By Todd Whitney
Police brutality protests gripped New York City in the late 1990's. From 1997-1999, thousands of protesters and activists hit the streets to bring attention to Mayor Giuliani's heavy-handed policing tactics toward communities of color.
Fresh incidents of police violence added to the already tense environment of the time. African American photographer Jamel Shabazz made it his mission to document the outrage and protest that defined the era.
Shabazz started taking photographs as a young man to document daily life in his native New York City. In 1983 he became an officer in a correctional facility near New York’s City Hall. He used his lunch break to escape the stresses of working at one of the city's busiest criminal intake facilities—but those breaks were often interrupted by the protests.

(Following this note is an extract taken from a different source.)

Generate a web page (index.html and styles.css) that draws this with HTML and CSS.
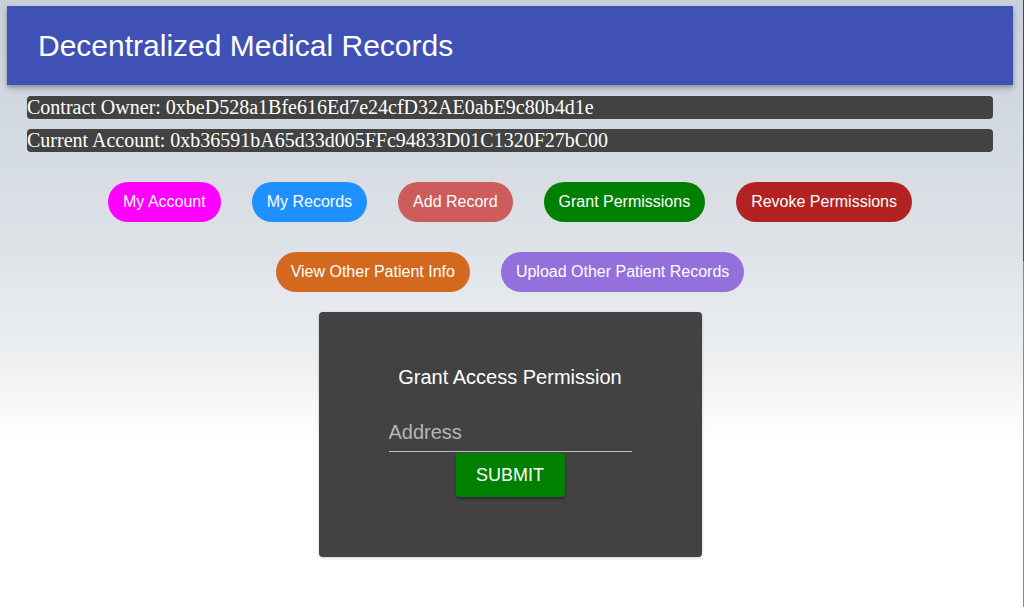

Shabazz approached the protests from a unique position: as an Black American, he could relate to the protesters’ grievances—but as someone who worked in law enforcement, he understood that not every police officer was always motivated by racism and prejudice. Shabazz began documenting the protests, as well as various aspects of prison life, to tell a more complete story.
Jamel Shabazz has since become one of the world’s most notable hip-hop photographers. But he also sees it as his responsibility to mentor young people. He uses his lens to not only document the urban culture in which he grew up, but to tell his subjects that they are worthy of being photographed.